:: Work instructions ::
Keep the images out and copy every entry below exactly.

:: Dataset records ::
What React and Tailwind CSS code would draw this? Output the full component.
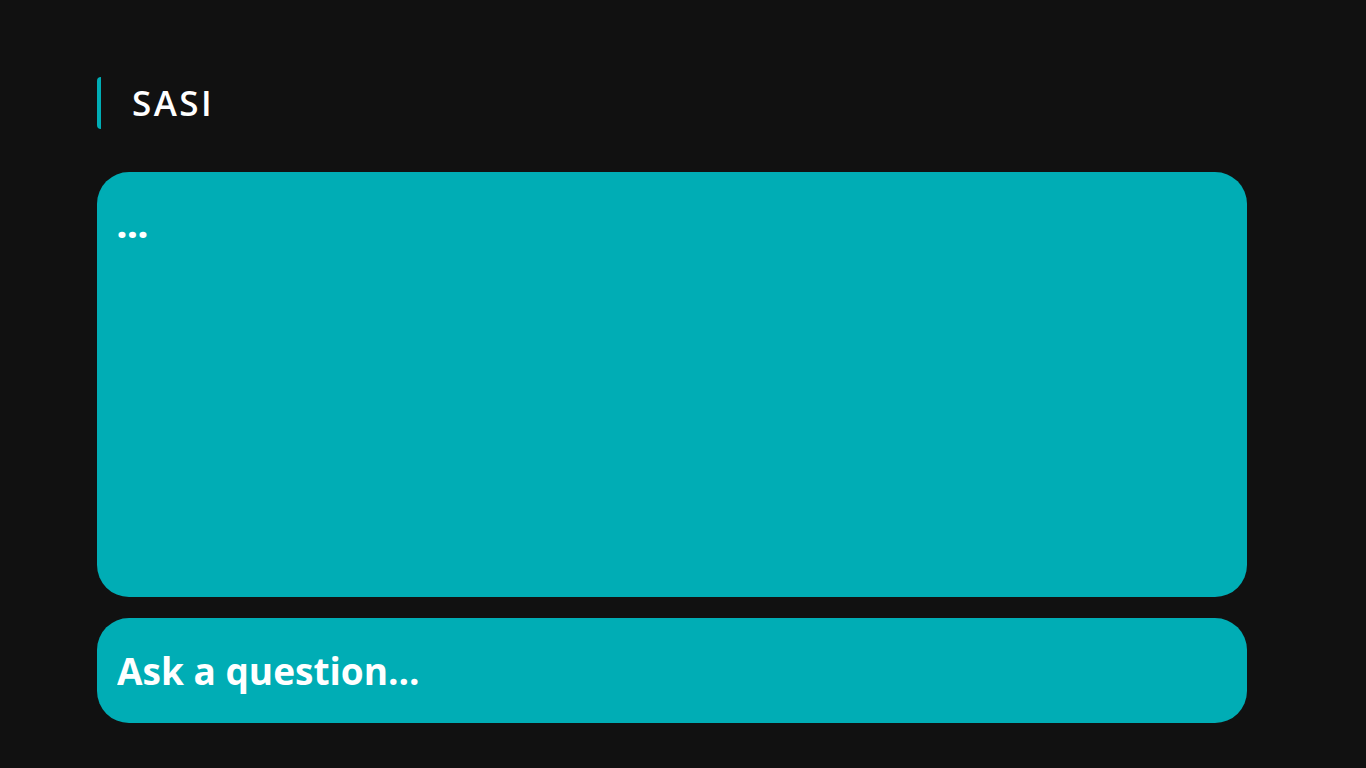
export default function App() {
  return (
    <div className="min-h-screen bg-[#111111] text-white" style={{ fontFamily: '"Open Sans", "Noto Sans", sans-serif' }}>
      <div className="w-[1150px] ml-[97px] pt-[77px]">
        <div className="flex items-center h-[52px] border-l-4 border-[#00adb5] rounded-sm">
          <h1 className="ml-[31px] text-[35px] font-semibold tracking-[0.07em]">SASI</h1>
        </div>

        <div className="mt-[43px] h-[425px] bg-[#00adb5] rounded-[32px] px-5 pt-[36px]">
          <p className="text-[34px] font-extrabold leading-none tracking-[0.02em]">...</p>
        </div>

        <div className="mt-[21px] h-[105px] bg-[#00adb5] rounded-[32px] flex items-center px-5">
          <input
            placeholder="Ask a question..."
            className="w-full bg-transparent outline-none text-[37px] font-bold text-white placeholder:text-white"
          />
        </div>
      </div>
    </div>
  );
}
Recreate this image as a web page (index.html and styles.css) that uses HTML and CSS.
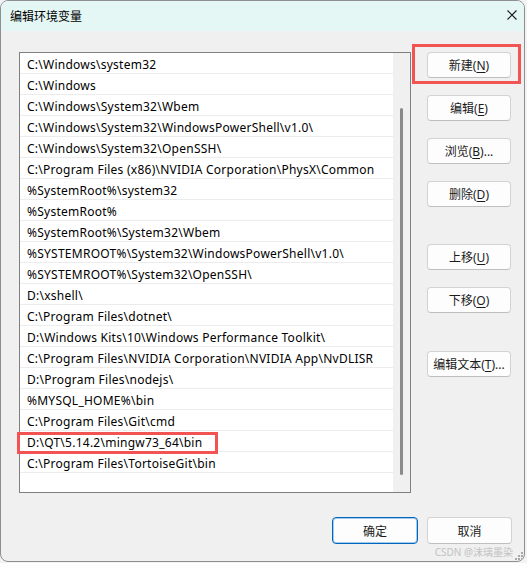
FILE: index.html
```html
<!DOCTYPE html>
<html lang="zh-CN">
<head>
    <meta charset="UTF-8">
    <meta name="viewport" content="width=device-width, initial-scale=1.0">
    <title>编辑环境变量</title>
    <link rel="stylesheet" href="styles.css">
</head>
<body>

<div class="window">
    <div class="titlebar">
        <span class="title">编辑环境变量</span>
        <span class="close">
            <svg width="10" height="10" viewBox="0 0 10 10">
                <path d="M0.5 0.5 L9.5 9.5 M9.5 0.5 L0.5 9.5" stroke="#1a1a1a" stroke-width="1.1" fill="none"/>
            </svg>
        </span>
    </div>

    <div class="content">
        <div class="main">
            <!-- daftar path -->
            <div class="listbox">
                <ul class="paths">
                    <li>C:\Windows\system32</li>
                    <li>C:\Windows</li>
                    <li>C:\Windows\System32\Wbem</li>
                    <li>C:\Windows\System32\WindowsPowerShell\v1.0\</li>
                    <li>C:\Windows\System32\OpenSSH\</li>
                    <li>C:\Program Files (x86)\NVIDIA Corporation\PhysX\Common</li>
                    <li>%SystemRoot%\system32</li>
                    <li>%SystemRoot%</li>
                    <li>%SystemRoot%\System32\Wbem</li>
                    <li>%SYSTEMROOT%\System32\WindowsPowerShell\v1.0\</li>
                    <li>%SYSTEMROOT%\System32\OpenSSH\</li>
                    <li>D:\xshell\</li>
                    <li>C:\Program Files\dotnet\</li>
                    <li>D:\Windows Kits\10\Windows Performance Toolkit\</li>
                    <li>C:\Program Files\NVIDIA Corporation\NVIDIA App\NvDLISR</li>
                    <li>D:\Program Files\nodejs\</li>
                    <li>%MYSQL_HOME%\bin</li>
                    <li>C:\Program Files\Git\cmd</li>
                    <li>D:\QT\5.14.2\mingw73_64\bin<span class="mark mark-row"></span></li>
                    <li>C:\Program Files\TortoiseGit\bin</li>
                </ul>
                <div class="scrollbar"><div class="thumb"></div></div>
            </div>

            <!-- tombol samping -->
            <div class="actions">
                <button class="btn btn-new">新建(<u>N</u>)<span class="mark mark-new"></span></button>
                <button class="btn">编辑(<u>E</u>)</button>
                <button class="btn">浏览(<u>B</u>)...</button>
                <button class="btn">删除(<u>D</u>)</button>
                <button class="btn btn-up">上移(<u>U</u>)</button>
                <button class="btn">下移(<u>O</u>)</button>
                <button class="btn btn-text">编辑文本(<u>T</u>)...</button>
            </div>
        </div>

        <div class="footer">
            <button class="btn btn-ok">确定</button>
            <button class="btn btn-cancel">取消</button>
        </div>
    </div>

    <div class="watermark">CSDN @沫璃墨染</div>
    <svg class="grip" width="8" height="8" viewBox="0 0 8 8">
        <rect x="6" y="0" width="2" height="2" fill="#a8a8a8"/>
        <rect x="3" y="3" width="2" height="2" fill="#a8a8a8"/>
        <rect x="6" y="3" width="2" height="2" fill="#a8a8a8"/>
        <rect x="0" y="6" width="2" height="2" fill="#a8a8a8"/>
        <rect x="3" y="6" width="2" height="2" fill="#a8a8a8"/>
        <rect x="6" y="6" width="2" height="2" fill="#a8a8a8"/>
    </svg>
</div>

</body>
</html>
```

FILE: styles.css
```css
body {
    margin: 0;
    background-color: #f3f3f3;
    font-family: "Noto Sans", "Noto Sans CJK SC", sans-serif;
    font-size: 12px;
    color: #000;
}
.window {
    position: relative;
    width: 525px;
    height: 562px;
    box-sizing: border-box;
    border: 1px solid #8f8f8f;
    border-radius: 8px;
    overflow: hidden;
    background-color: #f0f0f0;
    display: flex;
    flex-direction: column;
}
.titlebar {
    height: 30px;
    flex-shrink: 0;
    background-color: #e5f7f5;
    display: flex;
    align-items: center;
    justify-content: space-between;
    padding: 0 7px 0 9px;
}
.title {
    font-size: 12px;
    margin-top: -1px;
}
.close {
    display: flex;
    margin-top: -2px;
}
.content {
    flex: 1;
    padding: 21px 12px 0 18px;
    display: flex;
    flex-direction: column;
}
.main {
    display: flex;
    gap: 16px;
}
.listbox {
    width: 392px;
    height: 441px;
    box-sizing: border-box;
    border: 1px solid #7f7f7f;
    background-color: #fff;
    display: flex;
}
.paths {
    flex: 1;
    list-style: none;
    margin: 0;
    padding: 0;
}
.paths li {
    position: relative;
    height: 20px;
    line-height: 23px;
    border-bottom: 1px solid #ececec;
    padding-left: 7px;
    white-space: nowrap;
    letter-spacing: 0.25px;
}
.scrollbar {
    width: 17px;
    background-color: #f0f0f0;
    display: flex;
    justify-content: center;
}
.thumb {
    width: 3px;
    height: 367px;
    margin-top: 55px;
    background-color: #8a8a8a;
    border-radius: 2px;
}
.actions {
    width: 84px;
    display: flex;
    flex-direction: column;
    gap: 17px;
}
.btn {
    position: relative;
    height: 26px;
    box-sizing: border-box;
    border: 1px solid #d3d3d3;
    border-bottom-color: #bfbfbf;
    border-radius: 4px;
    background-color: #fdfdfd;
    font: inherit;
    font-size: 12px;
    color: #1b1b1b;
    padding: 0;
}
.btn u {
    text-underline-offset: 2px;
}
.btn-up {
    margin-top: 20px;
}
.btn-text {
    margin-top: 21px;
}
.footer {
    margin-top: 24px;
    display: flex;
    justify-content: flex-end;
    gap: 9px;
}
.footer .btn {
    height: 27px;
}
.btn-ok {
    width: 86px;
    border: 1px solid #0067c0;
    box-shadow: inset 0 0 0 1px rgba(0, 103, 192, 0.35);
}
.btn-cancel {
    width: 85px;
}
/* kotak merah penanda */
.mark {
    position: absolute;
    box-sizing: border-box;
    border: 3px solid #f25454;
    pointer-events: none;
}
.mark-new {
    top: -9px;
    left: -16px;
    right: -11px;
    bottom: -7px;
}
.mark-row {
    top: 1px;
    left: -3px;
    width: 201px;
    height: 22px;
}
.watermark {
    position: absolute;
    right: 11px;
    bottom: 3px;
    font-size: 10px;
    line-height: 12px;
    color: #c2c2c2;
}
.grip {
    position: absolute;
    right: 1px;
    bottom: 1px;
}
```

:: Exercise solution ::
What React and Tailwind CSS code would draw this? Output the full component.
export default function App() {
  return (
    <div className="min-h-screen bg-[#111111] text-white" style={{ fontFamily: '"Open Sans", "Noto Sans", sans-serif' }}>
      <div className="w-[1150px] ml-[97px] pt-[77px]">
        <div className="flex items-center h-[52px] border-l-4 border-[#00adb5] rounded-sm">
          <h1 className="ml-[31px] text-[35px] font-semibold tracking-[0.07em]">SASI</h1>
        </div>

        <div className="mt-[43px] h-[425px] bg-[#00adb5] rounded-[32px] px-5 pt-[36px]">
          <p className="text-[34px] font-extrabold leading-none tracking-[0.02em]">...</p>
        </div>

        <div className="mt-[21px] h-[105px] bg-[#00adb5] rounded-[32px] flex items-center px-5">
          <input
            placeholder="Ask a question..."
            className="w-full bg-transparent outline-none text-[37px] font-bold text-white placeholder:text-white"
          />
        </div>
      </div>
    </div>
  );
}
Recreate this image as a web page (index.html and styles.css) that uses HTML and CSS.
FILE: index.html
```html
<!DOCTYPE html>
<html lang="zh-CN">
<head>
    <meta charset="UTF-8">
    <meta name="viewport" content="width=device-width, initial-scale=1.0">
    <title>编辑环境变量</title>
    <link rel="stylesheet" href="styles.css">
</head>
<body>

<div class="window">
    <div class="titlebar">
        <span class="title">编辑环境变量</span>
        <span class="close">
            <svg width="10" height="10" viewBox="0 0 10 10">
                <path d="M0.5 0.5 L9.5 9.5 M9.5 0.5 L0.5 9.5" stroke="#1a1a1a" stroke-width="1.1" fill="none"/>
            </svg>
        </span>
    </div>

    <div class="content">
        <div class="main">
            <!-- daftar path -->
            <div class="listbox">
                <ul class="paths">
                    <li>C:\Windows\system32</li>
                    <li>C:\Windows</li>
                    <li>C:\Windows\System32\Wbem</li>
                    <li>C:\Windows\System32\WindowsPowerShell\v1.0\</li>
                    <li>C:\Windows\System32\OpenSSH\</li>
                    <li>C:\Program Files (x86)\NVIDIA Corporation\PhysX\Common</li>
                    <li>%SystemRoot%\system32</li>
                    <li>%SystemRoot%</li>
                    <li>%SystemRoot%\System32\Wbem</li>
                    <li>%SYSTEMROOT%\System32\WindowsPowerShell\v1.0\</li>
                    <li>%SYSTEMROOT%\System32\OpenSSH\</li>
                    <li>D:\xshell\</li>
                    <li>C:\Program Files\dotnet\</li>
                    <li>D:\Windows Kits\10\Windows Performance Toolkit\</li>
                    <li>C:\Program Files\NVIDIA Corporation\NVIDIA App\NvDLISR</li>
                    <li>D:\Program Files\nodejs\</li>
                    <li>%MYSQL_HOME%\bin</li>
                    <li>C:\Program Files\Git\cmd</li>
                    <li>D:\QT\5.14.2\mingw73_64\bin<span class="mark mark-row"></span></li>
                    <li>C:\Program Files\TortoiseGit\bin</li>
                </ul>
                <div class="scrollbar"><div class="thumb"></div></div>
            </div>

            <!-- tombol samping -->
            <div class="actions">
                <button class="btn btn-new">新建(<u>N</u>)<span class="mark mark-new"></span></button>
                <button class="btn">编辑(<u>E</u>)</button>
                <button class="btn">浏览(<u>B</u>)...</button>
                <button class="btn">删除(<u>D</u>)</button>
                <button class="btn btn-up">上移(<u>U</u>)</button>
                <button class="btn">下移(<u>O</u>)</button>
                <button class="btn btn-text">编辑文本(<u>T</u>)...</button>
            </div>
        </div>

        <div class="footer">
            <button class="btn btn-ok">确定</button>
            <button class="btn btn-cancel">取消</button>
        </div>
    </div>

    <div class="watermark">CSDN @沫璃墨染</div>
    <svg class="grip" width="8" height="8" viewBox="0 0 8 8">
        <rect x="6" y="0" width="2" height="2" fill="#a8a8a8"/>
        <rect x="3" y="3" width="2" height="2" fill="#a8a8a8"/>
        <rect x="6" y="3" width="2" height="2" fill="#a8a8a8"/>
        <rect x="0" y="6" width="2" height="2" fill="#a8a8a8"/>
        <rect x="3" y="6" width="2" height="2" fill="#a8a8a8"/>
        <rect x="6" y="6" width="2" height="2" fill="#a8a8a8"/>
    </svg>
</div>

</body>
</html>
```

FILE: styles.css
```css
body {
    margin: 0;
    background-color: #f3f3f3;
    font-family: "Noto Sans", "Noto Sans CJK SC", sans-serif;
    font-size: 12px;
    color: #000;
}
.window {
    position: relative;
    width: 525px;
    height: 562px;
    box-sizing: border-box;
    border: 1px solid #8f8f8f;
    border-radius: 8px;
    overflow: hidden;
    background-color: #f0f0f0;
    display: flex;
    flex-direction: column;
}
.titlebar {
    height: 30px;
    flex-shrink: 0;
    background-color: #e5f7f5;
    display: flex;
    align-items: center;
    justify-content: space-between;
    padding: 0 7px 0 9px;
}
.title {
    font-size: 12px;
    margin-top: -1px;
}
.close {
    display: flex;
    margin-top: -2px;
}
.content {
    flex: 1;
    padding: 21px 12px 0 18px;
    display: flex;
    flex-direction: column;
}
.main {
    display: flex;
    gap: 16px;
}
.listbox {
    width: 392px;
    height: 441px;
    box-sizing: border-box;
    border: 1px solid #7f7f7f;
    background-color: #fff;
    display: flex;
}
.paths {
    flex: 1;
    list-style: none;
    margin: 0;
    padding: 0;
}
.paths li {
    position: relative;
    height: 20px;
    line-height: 23px;
    border-bottom: 1px solid #ececec;
    padding-left: 7px;
    white-space: nowrap;
    letter-spacing: 0.25px;
}
.scrollbar {
    width: 17px;
    background-color: #f0f0f0;
    display: flex;
    justify-content: center;
}
.thumb {
    width: 3px;
    height: 367px;
    margin-top: 55px;
    background-color: #8a8a8a;
    border-radius: 2px;
}
.actions {
    width: 84px;
    display: flex;
    flex-direction: column;
    gap: 17px;
}
.btn {
    position: relative;
    height: 26px;
    box-sizing: border-box;
    border: 1px solid #d3d3d3;
    border-bottom-color: #bfbfbf;
    border-radius: 4px;
    background-color: #fdfdfd;
    font: inherit;
    font-size: 12px;
    color: #1b1b1b;
    padding: 0;
}
.btn u {
    text-underline-offset: 2px;
}
.btn-up {
    margin-top: 20px;
}
.btn-text {
    margin-top: 21px;
}
.footer {
    margin-top: 24px;
    display: flex;
    justify-content: flex-end;
    gap: 9px;
}
.footer .btn {
    height: 27px;
}
.btn-ok {
    width: 86px;
    border: 1px solid #0067c0;
    box-shadow: inset 0 0 0 1px rgba(0, 103, 192, 0.35);
}
.btn-cancel {
    width: 85px;
}
/* kotak merah penanda */
.mark {
    position: absolute;
    box-sizing: border-box;
    border: 3px solid #f25454;
    pointer-events: none;
}
.mark-new {
    top: -9px;
    left: -16px;
    right: -11px;
    bottom: -7px;
}
.mark-row {
    top: 1px;
    left: -3px;
    width: 201px;
    height: 22px;
}
.watermark {
    position: absolute;
    right: 11px;
    bottom: 3px;
    font-size: 10px;
    line-height: 12px;
    color: #c2c2c2;
}
.grip {
    position: absolute;
    right: 1px;
    bottom: 1px;
}
```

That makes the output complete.